Santana (Naya Rivera) and Rachel (Lea Michele) perform on Glee (Adam Rose/FOX))

For the second week in a row, “Glee” began with a song before a word of facetious teen dialogue had been uttered.

Last week’s opening number established the profound flimsy storyline of “Hey, what if we did songs like this?” So at the top of “Dance With Somebody,” I braced myself for the equally complex theme of, “You guys, what if we sang a bunch of Whitney Houston songs but super sad because we miss her?”

No matter how amazing her voice and songs were (freaking amazing), this hour of television really needed to be built around more than “Whitney was awesome.” And—thank the Glee gods—it was!

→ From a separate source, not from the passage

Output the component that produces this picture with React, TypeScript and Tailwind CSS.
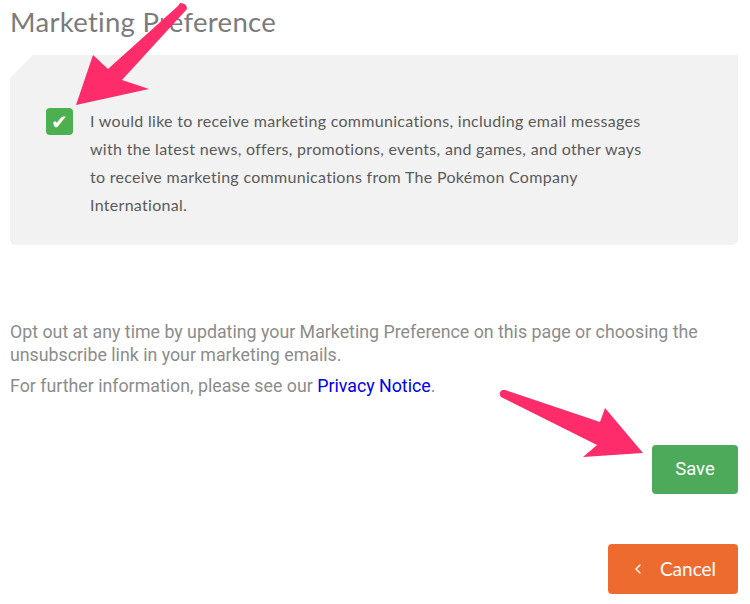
import { ChevronLeft } from "lucide-react"

function Arrows() {
  return (
    <svg
      className="pointer-events-none absolute inset-0"
      width={750}
      height={604}
      viewBox="0 0 750 604"
    >
      {/* arrow pointing at the checkbox */}
      <path
        d="M180 3 Q187 3 187 9 L122 80 L149 89 L76 105 L93 55 L108 69 L178 6 Z"
        fill="#fe2c6b"
      />
      {/* arrow pointing at save */}
      <path
        d="M502 390 Q498 393 501 397 L597 445 L583 457 L643 453 L605 408 L600 422 L505 390 Z"
        fill="#fe2c6b"
      />
    </svg>
  )
}

export default function App() {
  return (
    <div className="relative w-[750px] h-[604px] overflow-hidden bg-white pl-[10px] pr-[12px]">
      <h1 className="text-[27.5px] leading-[44px] text-[#7b7b7b] font-['Lato',sans-serif] tracking-[0.3px]">
        Marketing Preference
      </h1>

      <div className="mt-[11px] h-[190px] bg-[#f2f2f2] rounded-b-md [clip-path:polygon(23px_0,100%_0,100%_100%,0_100%,0_23px)] pl-[36px] pt-[53px] flex gap-[17px]">
        <div className="w-[27px] h-[27px] shrink-0 rounded-[4px] bg-[#4caf50] flex items-center justify-center text-white text-[20px] leading-none font-['DejaVu_Sans',sans-serif]">
          ✔
        </div>
        <p className="w-[558px] -mt-[1px] text-[16px] leading-[28px] text-[#5a5a5a] font-['Lato',sans-serif] tracking-[0.3px]">
          I would like to receive marketing communications, including email messages with the latest news, offers, promotions, events, and games, and other ways to receive marketing communications from The Pokémon Company International.
        </p>
      </div>

      <div className="mt-[75px] font-['Roboto',sans-serif] text-[17.8px] leading-[23px] text-[#8c8c8c]">
        <p>
          Opt out at any time by updating your Marketing Preference on this page or choosing the unsubscribe link in your marketing emails.
        </p>
        <p className="mt-[8px]">
          For further information, please see our{" "}
          <a href="#" className="text-[#0000ee]">
            Privacy Notice
          </a>
          .
        </p>
      </div>

      <div className="mt-[48px] flex flex-col items-end gap-[50px]">
        <button className="w-[86px] h-[49px] rounded-[4px] bg-[#4caa5a] text-white text-[18.5px] font-['Roboto',sans-serif]">
          Save
        </button>
        <button className="w-[130px] h-[50px] rounded-[4px] bg-[#ee6b2f] text-white text-[19px] font-['Lato',sans-serif] flex items-center justify-center gap-[14px]">
          <ChevronLeft className="w-[16px] h-[16px]" strokeWidth={2} />
          <span>Cancel</span>
        </button>
      </div>

      <Arrows />
    </div>
  )
}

Considering they fit seven musical numbers into the show, the writers did an impressive job of squeezing in meaningful plot points and character arcs to push the story forward.

What they presented to us, via esteemed practitioner of pamphlet psychoanalysis Emma Pillsbury, was the theory that the glee kids were avoiding coping with the realities of graduating by focusing their emotions on the passing of a beloved superstar. Emma recognizes this because she went through the same thing her senior year when Princess Diana died.

Once Schue encouraged New Directions to focus on the life changes they were facing (while still singing Whit’s hits, naturally), some of the gang got downright sappy.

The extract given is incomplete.